But Ellis is already sinking to the floor, curling in on himself, settling in to sleep.
Nick brings him a blanket. Ellis demands he lay beside him. Nick sits there, stroking his hair, patiently, endlessly, as Ellis listens to his steady heartbeat. Nick is there, breathing, vital, alive, even as the first black hands of sleep drag Ellis under. And Nick is there, warm and real, when Ellis wakes shaking and weeping; Nick is there to kiss the tears away.
"Need you now, okay? Need you to stay with us."
Ellis moans. "No, no, I can't do this. I can't do this."
Nick seems surprised at himself, but he smiles nonetheless. "I'm not doing this as a favor to you, Overalls." His voice is soft and strangled.
He's cracked a little bit, too.
The second time Ellis dips under, he stays in the sweet, dreamless layer he remembers from a time long ago. He sails through it, without pain, without an end. He sleeps for the first time in four days.
When he wakes up in the morning, it is time for a breakfast of stale bread and peanut butter, time to start the flow of blood yet again.
"I'm not feelin' so good, Ellis," Keith says quietly. It's the middle of the night, and his fever has been rising and rising.
"Maybe you should go to a hospital," Ellis whispers back. "Do you think? I think it would be better?"
"Are you a'scared?"
"Naw. Me? Never a'scared."
Keith coughs wetly into his fist. "I'm afraid, Ellis."
"You? You can't be.

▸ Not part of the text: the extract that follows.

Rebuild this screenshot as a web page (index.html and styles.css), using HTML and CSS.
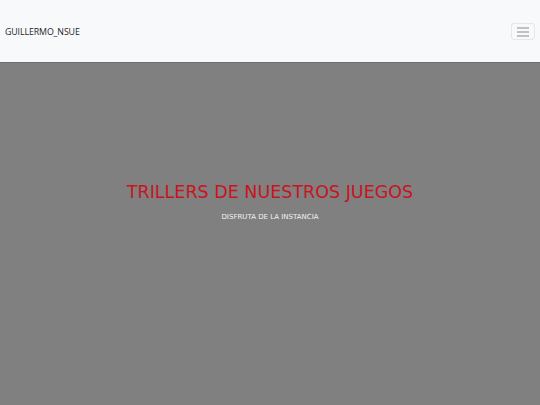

You been through everything."
"You seen what that virus does to folks on the television… You seen it…" Keith's mouth trembles, and Ellis kisses him until he relaxes. He doesn't mind the taste of blood and sickness there.
"I'll watch after you, you hear? You don't got to worry."

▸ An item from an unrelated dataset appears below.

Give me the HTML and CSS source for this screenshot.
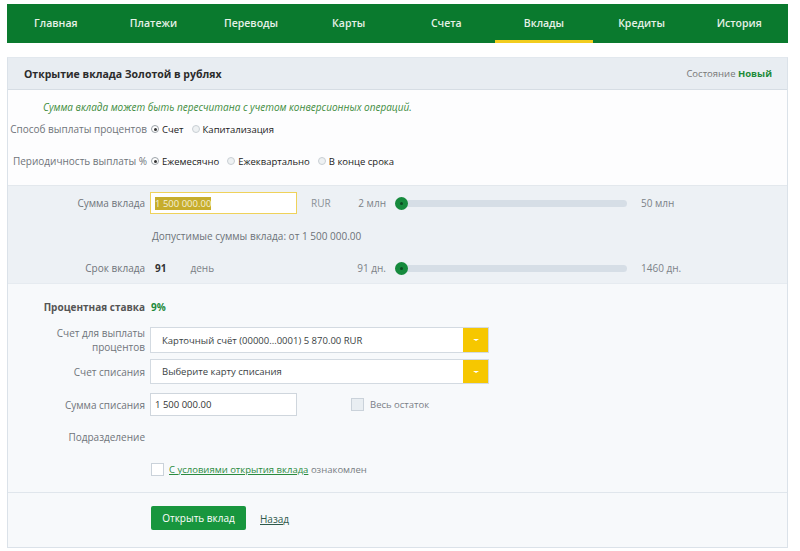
FILE: index.html
```html
<!DOCTYPE html>
<html lang="ru">
<head>
<meta charset="utf-8">
<link rel="stylesheet" href="styles.css">
</head>
<body>
<div class="page">
  <nav class="nav">
    <a class="nav-item">Главная</a>
    <a class="nav-item">Платежи</a>
    <a class="nav-item">Переводы</a>
    <a class="nav-item">Карты</a>
    <a class="nav-item">Счета</a>
    <a class="nav-item active">Вклады</a>
    <a class="nav-item">Кредиты</a>
    <a class="nav-item">История</a>
  </nav>

  <div class="panel">
    <div class="panel-head">
      <span class="title">Открытие вклада Золотой в рублях</span>
      <span class="state">Состояние <b>Новый</b></span>
    </div>

    <div class="sec sec-top">
      <div class="note">Сумма вклада может быть пересчитана с учетом конверсионных операций.</div>
      <div class="row row-radio r1">
        <span class="lbl">Способ выплаты процентов</span>
        <span class="radio on"></span><span class="opt">Счет</span>
        <span class="radio"></span><span class="opt">Капитализация</span>
      </div>
      <div class="row row-radio r2">
        <span class="lbl">Периодичность выплаты %</span>
        <span class="radio on"></span><span class="opt">Ежемесячно</span>
        <span class="radio"></span><span class="opt">Ежеквартально</span>
        <span class="radio"></span><span class="opt">В конце срока</span>
      </div>
    </div>

    <div class="sec sec-slide">
      <div class="row srow">
        <span class="lbl">Сумма вклада</span>
        <div class="field">
          <span class="inp inp-focus"><span class="sel">1 500 000.00</span></span>
          <span class="cur">RUR</span>
        </div>
        <span class="minv">2 млн</span>
        <div class="slider"><span class="thumb"></span></div>
        <span class="maxv">50 млн</span>
      </div>
      <div class="row hint">Допустимые суммы вклада: от 1 500 000.00</div>
      <div class="row srow">
        <span class="lbl">Срок вклада</span>
        <div class="field">
          <span class="days">91</span>
          <span class="unit">день</span>
        </div>
        <span class="minv">91 дн.</span>
        <div class="slider"><span class="thumb"></span></div>
        <span class="maxv">1460 дн.</span>
      </div>
    </div>

    <div class="sec sec-form">
      <div class="row rate">
        <span class="lbl strong">Процентная ставка</span>
        <span class="pct">9%</span>
      </div>
      <div class="row sel-row s1">
        <span class="lbl two">Счет для выплаты<br>процентов</span>
        <div class="select"><span class="select-text">Карточный счёт (00000...0001) 5 870.00 RUR</span><span class="select-btn"><span class="caret"></span></span></div>
      </div>
      <div class="row sel-row s2">
        <span class="lbl">Счет списания</span>
        <div class="select"><span class="select-text">Выберите карту списания</span><span class="select-btn"><span class="caret"></span></span></div>
      </div>
      <div class="row sum-row">
        <span class="lbl">Сумма списания</span>
        <span class="inp">1 500 000.00</span>
        <span class="chk gray"></span><span class="chk-text">Весь остаток</span>
      </div>
      <div class="row div-row">
        <span class="lbl">Подразделение</span>
      </div>
      <div class="row agree">
        <span class="chk white"></span>
        <span><a class="link">С условиями открытия вклада</a> <span class="muted">ознакомлен</span></span>
      </div>
    </div>

    <div class="panel-foot">
      <button class="btn">Открыть вклад</button>
      <a class="back">Назад</a>
    </div>
  </div>
</div>
</body>
</html>
```

FILE: styles.css
```css
* { box-sizing: border-box; }
html, body { margin: 0; padding: 0; background: #ffffff; }
body {
  font-family: "Open Sans", "Liberation Sans", sans-serif;
  font-size: 10px;
  color: #333;
}
.page {
  width: 781px;
  margin-left: 7px;
  padding-top: 4px;
}

/* nav */
.nav {
  display: grid;
  grid-template-columns: repeat(8, 1fr);
  height: 39px;
  background: #0a7a2e;
}
.nav-item {
  display: flex;
  align-items: center;
  justify-content: center;
  color: #e6f1e7;
  font-size: 10.5px;
  font-weight: 600;
  border-bottom: 3px solid transparent;
  padding-top: 2px;
}
.nav-item.active { border-bottom-color: #f2cd1f; }

/* panel */
.panel {
  margin-top: 14px;
  border: 1px solid #dbe2e9;
  border-top-color: #e2e8ee;
}
.panel-head {
  height: 32px;
  background: #e8edf2;
  border-bottom: 1px solid #d6dde4;
  display: flex;
  align-items: center;
  justify-content: space-between;
  padding: 0 15px 0 16px;
}
.title { font-weight: 700; font-size: 10.5px; color: #2b2b2b; }
.state { color: #777; font-size: 9.5px; }
.state b { color: #1d8a3a; font-weight: 700; }

.sec { display: flex; flex-direction: column; }
.row { display: flex; align-items: center; }
.lbl {
  width: 137px;
  text-align: right;
  color: #6f747a;
  flex: none;
  margin-right: 5px;
}
.strong { font-weight: 700; color: #555; }

.sec-top {
  background: #fdfdfe;
  height: 95px;
  padding-top: 10px;
}
.note {
  height: 14px;
  line-height: 14px;
  font-style: italic;
  color: #3d8c3d;
  font-size: 10px;
  padding-left: 35px;
}
.row-radio { height: 22px; }
.r1 { margin-top: 4px; }
.r2 { margin-top: 10px; }
.row-radio .lbl { width: 139px; margin-right: 4px; }
.radio {
  width: 8px; height: 8px;
  border-radius: 50%;
  border: 1px solid #c9cfd4;
  background: #eef1f3;
  flex: none;
  margin-right: 3px;
  margin-left: 8px;
  position: relative;
}
.row-radio .lbl + .radio { margin-left: 0; }
.radio.on { background: #fff; border-color: #9aa1a7; }
.radio.on::after {
  content: "";
  position: absolute;
  left: 1.5px; top: 1.5px;
  width: 3px; height: 3px;
  border-radius: 50%;
  background: #333;
}
.opt { color: #222; font-size: 9.5px; }

/* slider section */
.sec-slide {
  background: #edf1f5;
  border-top: 1px solid #e3e8ed;
  border-bottom: 1px solid #e6ebf0;
  height: 99px;
  padding-top: 6px;
}
.srow { height: 22px; }
.field {
  width: 180px;
  display: flex;
  align-items: center;
  flex: none;
}
.inp {
  width: 147px;
  height: 22px;
  background: #fff;
  border: 1px solid #cfd6dd;
  display: flex;
  align-items: center;
  padding-left: 4px;
  color: #333;
  font-size: 9.5px;
  flex: none;
}
.inp-focus { border-color: #efd25a; }
.sel { background: #c7ad2c; color: #f4f0d8; }
.cur { margin-left: 14px; color: #8a9097; }
.days { font-weight: 700; color: #333; margin-left: 5px; }
.unit { margin-left: 24px; color: #7a8086; }
.minv {
  width: 56px;
  text-align: right;
  color: #7c8288;
  flex: none;
}
.slider {
  margin-left: 9px;
  width: 232px;
  height: 7px;
  border-radius: 4px;
  background: #d6dee6;
  position: relative;
  flex: none;
}
.thumb {
  position: absolute;
  left: 0; top: -3px;
  width: 13px; height: 13px;
  border-radius: 50%;
  background: #168a3d;
}
.thumb::after {
  content: "";
  position: absolute;
  left: 5px; top: 5px;
  width: 3px; height: 3px;
  border-radius: 50%;
  background: #0b4a22;
}
.maxv { margin-left: 14px; color: #7c8288; }
.hint {
  height: 14px;
  margin-top: 15px;
  margin-bottom: 14px;
  padding-left: 144px;
  color: #6c7278;
}

/* form section */
.sec-form {
  background: #f7f9fb;
  height: 208px;
  padding-top: 16px;
}
.rate { height: 14px; }
.pct { color: #1d8a3a; font-weight: 700; margin-left: 1px; }
.sel-row .select {
  width: 339px;
  background: #fff;
  border: 1px solid #d3dae1;
  display: flex;
  align-items: stretch;
}
.s1 { margin-top: 12px; }
.s1 .select { height: 26px; }
.s2 { margin-top: 5px; }
.s2 .select { height: 25px; }
.two { line-height: 14px; }
.select-text {
  flex: 1;
  display: flex;
  align-items: center;
  padding-left: 11px;
  color: #3a3f44;
  font-size: 9.5px;
}
.select-btn {
  width: 25px;
  background: #f6c700;
  display: flex;
  align-items: center;
  justify-content: center;
}
.caret {
  width: 0; height: 0;
  border-left: 3px solid transparent;
  border-right: 3px solid transparent;
  border-top: 2px solid #fff;
}
.sum-row { margin-top: 9px; height: 23px; }
.sum-row .inp { height: 23px; }
.chk {
  width: 13px; height: 13px;
  border: 1px solid #cad2da;
  flex: none;
}
.chk.gray { background: #e9eef2; margin-left: 54px; }
.chk-text { margin-left: 6px; color: #7a8087; font-size: 9.5px; }
.div-row { height: 14px; margin-top: 14px; }
.agree { height: 16px; margin-top: 17px; padding-left: 143px; font-size: 9.5px; }
.chk.white { background: #fff; margin-right: 5px; }
.link { color: #2b8b3f; text-decoration: underline; }
.muted { color: #777d83; }

.panel-foot {
  background: #f7f9fb;
  border-top: 1px solid #e0e6ec;
  height: 55px;
  display: flex;
  align-items: flex-start;
  padding: 13px 0 0 143px;
}
.btn {
  width: 95px;
  height: 24px;
  background: #18963e;
  color: #fff;
  border: none;
  border-radius: 2px;
  font-family: inherit;
  font-size: 10px;
  padding: 0;
}
.back {
  margin-left: 14px;
  margin-top: 6px;
  color: #2f5a4c;
  text-decoration: underline;
}
```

"I believe you, Ellis." Keith smiles wanly, drifting off towards sleep. "Love you, love you, love you."
Ellis holds him close and falls asleep. When he wakes up, he finds dead eyes staring back at him, and a snarling, angry mouth.
He screams and screams and screams.
The baseball bat snaps in two. Blood hits Ellis's face in a hot spray. His lungs are filled with smoke. There can be no hiding from the truth, now – it is there, and raw, and real.
Nick reaches out for him. His fingers catch Ellis's sleeve. The chopper is waiting.
All Ellis knows is the handle of the bat in his hand, the taste of infection in his mouth.
And as the city shrinks beneath them, he feels nothing, not even triumph, not even pain. The fire swallows everything.